Working to improve your skills is a daily chore for an artist. You can sketch, experiment with color, go wildly abstract, take classes or make prints and all of these things work, because there’s just no such thing as bad practice.
My favorite writing coach says, “Writers write.” It works for painters, printers, potters, carvers and all of the like, by doing you improve your ability to see and then translate that sight into something on the canvas, or the wheel or the page.
But often we find one technique which works and we stay with it never trying anything new. This will make you a master at that technique but it won’t help you develop new skills. Hey, doing what you’ve always done is comfortable and safe and there’s nothing wrong with safe and comfortable.
But art is about getting outside your comfort zone.
So why not try some grayscale practice? What? Grayscale, it’s what newspapers do to make photographs ready for the press and it is something every artists should try, if only to discover that it isn’t for you.
So how do you practice grayscale? You did download Faststone Image Viewer like I told you? If so grayscale is only a few clicks away. Take any picture, one of your own, something you’ve downloaded from the Net or something you’ve scanned in from a book or magazine, run it through Faststone and use the Edit command to find the Grayscale converter. One click and you have that image in grayscale. Now all you have to do is use your best skills to copy it.
Now why would I want to waste time doing something as silly as that when I could be creating a new work? Because working in a monotone, any monotone will teach you things about light and shadow that you would never see in color. And its demanding, you use color to get separation and give depth to your composition, but if suddenly there is no color how do you do the same thing? Maybe you should try it?
The eye is a wonderful and complex thing, it can see close up and across the vast reaches of space and still read those tiny instructions on a bottle of pain reliever, it can do all of that, but it is a lazy thing. It only does so much as the user asks it to do. Making it see in a different way trains the eye to explore space in a new way.

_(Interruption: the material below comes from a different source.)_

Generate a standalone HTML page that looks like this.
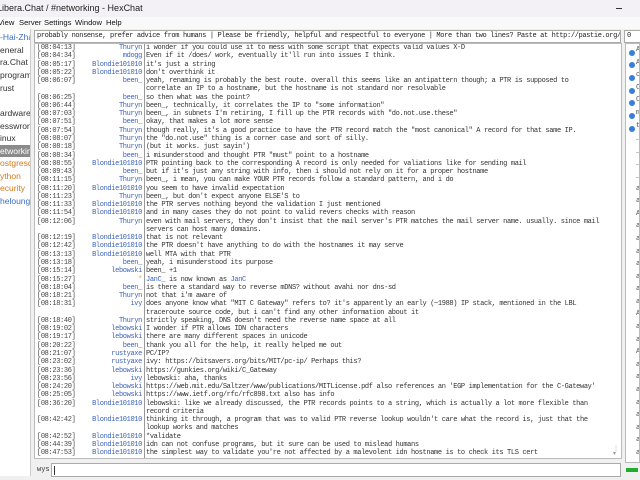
<!DOCTYPE html>
<html><head><meta charset="utf-8"><style>
*{margin:0;padding:0;box-sizing:border-box}
body{width:640px;height:480px;overflow:hidden;background:#f0f0f0;font-family:"Liberation Sans",sans-serif;position:relative}
.abs{position:absolute}
#title{left:0;top:0;width:640px;height:17px;background:#f3f1f5;font-size:9px;color:#222;line-height:17px;overflow:hidden}
#menu{left:0;top:17px;width:640px;height:12px;background:#f9f9f9;font-size:7.6px;line-height:12px;color:#111;overflow:hidden}
.mi{position:absolute;top:0}
#tree{left:0;top:29px;width:31px;height:447px;background:#fff;border-right:1px solid #ccc;overflow:hidden;font-size:8.5px}
#tree div{position:absolute;left:0;height:12px;line-height:12px;white-space:nowrap;color:#333}
#topic{left:34px;top:30px;width:587px;height:13px;background:#fff;border:1px solid #aaa;font-family:"Liberation Mono",monospace;font-size:7px;letter-spacing:-0.36px;line-height:11px;padding-left:2px;white-space:nowrap;overflow:hidden;color:#222}
#ops{left:624px;top:30px;width:20px;height:13px;background:#fff;border:1px solid #aaa;font-size:7px;line-height:11px;padding-left:2px;font-family:"Liberation Mono",monospace;color:#222}
#chat{left:34px;top:43px;width:588px;height:416px;background:#fff;border:1px solid #bbb;overflow:hidden}
#sep{left:144px;top:44px;width:1px;height:414px;background:#999}
#lines{left:0;top:44px;width:612px;height:414px;overflow:hidden}
.r{position:absolute;left:0;width:612px;height:8.27px;font-family:"Liberation Mono",monospace;font-size:7px;letter-spacing:-0.36px;line-height:8.27px;white-space:nowrap;color:#333}
.ts{position:absolute;left:37px;color:#444}
.nk{position:absolute;left:60px;width:82px;text-align:right}
.tx{position:absolute;left:146px}
.b{color:#3d63b8}
#users{left:625px;top:43px;width:15px;height:420px;background:#fff;border:1px solid #bbb;overflow:hidden}
.dot{position:absolute;left:3px;width:6px;height:6px;border-radius:50%;background:#3b7ddd}
#input{left:51px;top:463px;width:570px;height:14px;background:#fff;border:1px solid #aaa}
</style></head><body>
<div id="title" class="abs"><span style="position:absolute;left:-3px;top:0;white-space:nowrap">Libera.Chat / #networking - HexChat</span><span style="position:absolute;left:616px;top:8px;width:6px;height:1px;background:#333"></span></div>
<div id="menu" class="abs"><span class="mi" style="left:-2px">View</span><span class="mi" style="left:19px">Server</span><span class="mi" style="left:44px">Settings</span><span class="mi" style="left:75px">Window</span><span class="mi" style="left:106px">Help</span></div>
<div id="tree" class="abs">
<div style="top:2px;color:#3a6fc4">-Hai-Zhao</div>
<div style="top:15px">eneral</div>
<div style="top:27px">ra.Chat</div>
<div style="top:40px">programming</div>
<div style="top:53px">rust</div>
<div style="top:78px">ardware</div>
<div style="top:91px">esswrong</div>
<div style="top:103px">inux</div>
<div style="top:116px;width:31px;background:#8a8a8a;color:#fff">etworking</div>
<div style="top:128px;color:#d07a1a">ostgresql</div>
<div style="top:141px;color:#d07a1a">ython</div>
<div style="top:153px;color:#d07a1a">ecurity</div>
<div style="top:166px;color:#3a6fc4">helounge</div>
</div>
<div id="topic" class="abs">probably nonsense, prefer advice from humans | Please be friendly, helpful and respectful to everyone | More than two lines? Paste at http://pastie.org/</div>
<div id="ops" class="abs">0 op</div>
<div id="chat" class="abs"></div>
<div id="sep" class="abs"></div>
<div class="abs" style="left:613px;top:447px;width:6px;height:10px;font-size:6px;color:#999;line-height:5px">⋮<br>▾</div>
<div id="lines" class="abs">
<div class="r" style="top:0px"><span class="ts">[08:04:13]</span><span class="nk b">Thuryn</span><span class="tx">i wonder if you could use it to mess with some script that expects valid values X-D</span></div>
<div class="r" style="top:8.27px"><span class="ts">[08:04:34]</span><span class="nk b">mdogg</span><span class="tx">Even if it /does/ work, eventually it'll run into issues I think.</span></div>
<div class="r" style="top:16.54px"><span class="ts">[08:05:17]</span><span class="nk b">Blondie101010</span><span class="tx">it's just a string</span></div>
<div class="r" style="top:24.81px"><span class="ts">[08:05:22]</span><span class="nk b">Blondie101010</span><span class="tx">don't overthink it</span></div>
<div class="r" style="top:33.08px"><span class="ts">[08:06:07]</span><span class="nk b">been_</span><span class="tx">yeah, renaming is probably the best route. overall this seems like an antipattern though; a PTR is supposed to</span></div>
<div class="r" style="top:41.35px"><span class="tx">correlate an IP to a hostname, but the hostname is not standard nor resolvable</span></div>
<div class="r" style="top:49.62px"><span class="ts">[08:06:25]</span><span class="nk b">been_</span><span class="tx">so then what was the point?</span></div>
<div class="r" style="top:57.89px"><span class="ts">[08:06:44]</span><span class="nk b">Thuryn</span><span class="tx">been_, technically, it correlates the IP to "some information"</span></div>
<div class="r" style="top:66.16px"><span class="ts">[08:07:03]</span><span class="nk b">Thuryn</span><span class="tx">been_, in subnets I'm retiring, I fill up the PTR records with "do.not.use.these"</span></div>
<div class="r" style="top:74.43px"><span class="ts">[08:07:51]</span><span class="nk b">been_</span><span class="tx">okay, that makes a lot more sense</span></div>
<div class="r" style="top:82.7px"><span class="ts">[08:07:54]</span><span class="nk b">Thuryn</span><span class="tx">though really, it's a good practice to have the PTR record match the "most canonical" A record for that same IP.</span></div>
<div class="r" style="top:90.97px"><span class="ts">[08:08:07]</span><span class="nk b">Thuryn</span><span class="tx">the "do.not.use" thing is a corner case and sort of silly.</span></div>
<div class="r" style="top:99.24px"><span class="ts">[08:08:18]</span><span class="nk b">Thuryn</span><span class="tx">(but it works.  just sayin')</span></div>
<div class="r" style="top:107.51px"><span class="ts">[08:08:34]</span><span class="nk b">been_</span><span class="tx">i misunderstood and thought PTR "must" point to a hostname</span></div>
<div class="r" style="top:115.78px"><span class="ts">[08:08:55]</span><span class="nk b">Blondie101010</span><span class="tx">PTR pointing back to the corresponding A record is only needed for valiations like for sending mail</span></div>
<div class="r" style="top:124.05px"><span class="ts">[08:09:43]</span><span class="nk b">been_</span><span class="tx">but if it's just any string with info, then i should not rely on it for a proper hostname</span></div>
<div class="r" style="top:132.32px"><span class="ts">[08:11:15]</span><span class="nk b">Thuryn</span><span class="tx">been_, i mean, you can make YOUR PTR records follow a standard pattern, and i do</span></div>
<div class="r" style="top:140.59px"><span class="ts">[08:11:20]</span><span class="nk b">Blondie101010</span><span class="tx">you seem to have invalid expectation</span></div>
<div class="r" style="top:148.86px"><span class="ts">[08:11:23]</span><span class="nk b">Thuryn</span><span class="tx">been_, but don't expect anyone ELSE'S to</span></div>
<div class="r" style="top:157.13px"><span class="ts">[08:11:33]</span><span class="nk b">Blondie101010</span><span class="tx">the PTR serves nothing beyond the validation I just mentioned</span></div>
<div class="r" style="top:165.4px"><span class="ts">[08:11:54]</span><span class="nk b">Blondie101010</span><span class="tx">and in many cases they do not point to valid revers checks with reason</span></div>
<div class="r" style="top:173.67px"><span class="ts">[08:12:06]</span><span class="nk b">Thuryn</span><span class="tx">even with mail servers, they don't insist that the mail server's PTR matches the mail server name. usually.  since mail</span></div>
<div class="r" style="top:181.94px"><span class="tx">servers can host many domains.</span></div>
<div class="r" style="top:190.21px"><span class="ts">[08:12:19]</span><span class="nk b">Blondie101010</span><span class="tx">that is not relevant</span></div>
<div class="r" style="top:198.48px"><span class="ts">[08:12:42]</span><span class="nk b">Blondie101010</span><span class="tx">the PTR doesn't have anything to do with the hostnames it may serve</span></div>
<div class="r" style="top:206.75px"><span class="ts">[08:13:13]</span><span class="nk b">Blondie101010</span><span class="tx">well MTA with that PTR</span></div>
<div class="r" style="top:215.02px"><span class="ts">[08:13:18]</span><span class="nk b">been_</span><span class="tx">yeah, i misunderstood its purpose</span></div>
<div class="r" style="top:223.29px"><span class="ts">[08:15:14]</span><span class="nk b">lebowski</span><span class="tx">been_ +1</span></div>
<div class="r" style="top:231.56px"><span class="ts">[08:15:27]</span><span class="nk" style="color:#d0a020">*</span><span class="tx"><span class="b">JanC_</span> is now known as <span class="b">JanC</span></span></div>
<div class="r" style="top:239.83px"><span class="ts">[08:18:04]</span><span class="nk b">been_</span><span class="tx">is there a standard way to reverse mDNS? without avahi nor dns-sd</span></div>
<div class="r" style="top:248.1px"><span class="ts">[08:18:21]</span><span class="nk b">Thuryn</span><span class="tx">not that i'm aware of</span></div>
<div class="r" style="top:256.37px"><span class="ts">[08:18:31]</span><span class="nk b">ivy</span><span class="tx">does anyone know what "MIT C Gateway" refers to?  it's apparently an early (~1988) IP stack, mentioned in the LBL</span></div>
<div class="r" style="top:264.64px"><span class="tx">traceroute source code, but i can't find any other information about it</span></div>
<div class="r" style="top:272.91px"><span class="ts">[08:18:40]</span><span class="nk b">Thuryn</span><span class="tx">strictly speaking, DNS doesn't need the reverse name space at all</span></div>
<div class="r" style="top:281.18px"><span class="ts">[08:19:02]</span><span class="nk b">lebowski</span><span class="tx">I wonder if PTR allows IDN characters</span></div>
<div class="r" style="top:289.45px"><span class="ts">[08:19:17]</span><span class="nk b">lebowski</span><span class="tx">there are many different spaces in unicode</span></div>
<div class="r" style="top:297.72px"><span class="ts">[08:20:22]</span><span class="nk b">been_</span><span class="tx">thank you all for the help, it really helped me out</span></div>
<div class="r" style="top:305.99px"><span class="ts">[08:21:07]</span><span class="nk b">rustyaxe</span><span class="tx">PC/IP?</span></div>
<div class="r" style="top:314.26px"><span class="ts">[08:23:02]</span><span class="nk b">rustyaxe</span><span class="tx">ivy: https://bitsavers.org/bits/MIT/pc-ip/ Perhaps this?</span></div>
<div class="r" style="top:322.53px"><span class="ts">[08:23:36]</span><span class="nk b">lebowski</span><span class="tx">https://gunkies.org/wiki/C_Gateway</span></div>
<div class="r" style="top:330.8px"><span class="ts">[08:23:56]</span><span class="nk b">ivy</span><span class="tx">lebowski: aha, thanks</span></div>
<div class="r" style="top:339.07px"><span class="ts">[08:24:20]</span><span class="nk b">lebowski</span><span class="tx">https://web.mit.edu/Saltzer/www/publications/MITLicense.pdf also references an 'EGP implementation for the C-Gateway'</span></div>
<div class="r" style="top:347.34px"><span class="ts">[08:25:05]</span><span class="nk b">lebowski</span><span class="tx">https://www.ietf.org/rfc/rfc898.txt also has info</span></div>
<div class="r" style="top:355.61px"><span class="ts">[08:36:20]</span><span class="nk b">Blondie101010</span><span class="tx">lebowski:  like we already discussed, the PTR records points to a string, which is actually a lot more flexible than</span></div>
<div class="r" style="top:363.88px"><span class="tx">record criteria</span></div>
<div class="r" style="top:372.15px"><span class="ts">[08:42:42]</span><span class="nk b">Blondie101010</span><span class="tx">thinking it through, a program that was to valid PTR reverse lookup wouldn't care what the record is, just that the</span></div>
<div class="r" style="top:380.42px"><span class="tx">lookup works and matches</span></div>
<div class="r" style="top:388.69px"><span class="ts">[08:42:52]</span><span class="nk b">Blondie101010</span><span class="tx">*validate</span></div>
<div class="r" style="top:396.96px"><span class="ts">[08:44:39]</span><span class="nk b">Blondie101010</span><span class="tx">idn can not confuse programs, but it sure can be used to mislead humans</span></div>
<div class="r" style="top:405.23px"><span class="ts">[08:47:53]</span><span class="nk b">Blondie101010</span><span class="tx">the simplest way to validate you're not affected by a malevolent idn hostname is to check its TLS cert</span></div>
</div>
<div id="users" class="abs">
<div class="dot" style="top:6px"></div><div class="dot" style="top:18px"></div><div class="dot" style="top:31px"></div><div class="dot" style="top:44px"></div><div class="dot" style="top:56px"></div><div class="dot" style="top:69px"></div><div class="dot" style="top:82px"></div>
<div style="position:absolute;left:10px;top:0;font-size:7px;line-height:12.6px;color:#555;font-family:'Liberation Mono',monospace">A<br>A<br>c<br>C<br>C<br>m<br>t<br>_<br>_<br>_<br>_<br>a<br>a<br>A<br>a<br>a<br>a<br>a<br>a<br>a<br>a<br>A<br>a<br>a<br>A<br>a<br>a<br>a<br>a<br>a<br>a<br>a<br>a<br>a</div>
</div>
<div class="abs" style="left:37px;top:466px;font-family:'Liberation Mono',monospace;font-size:7px;color:#333">wys</div>
<div id="input" class="abs"><div style="position:absolute;left:2px;top:2px;width:1px;height:9px;background:#333"></div></div>
<div class="abs" style="left:626px;top:468px;width:12px;height:4px;background:#1fae2e"></div>
</body></html>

We have been trained by popular magazines to accept the wide angle camera lens as normal, editors love the bold look of a wide angle lens and the fact that everything from the tip of your nose to the horizon is in focus doesn’t hurt either. But what if you see specifically, the drops of dew on a leaf, an insect sunning before it takes flight or a pattern of shade and sunlight across and empty beach? Can you capture that image without being able to see the shadows and empty spaces? Maybe a day of grayscale painting will make all of the available darkness speak to you.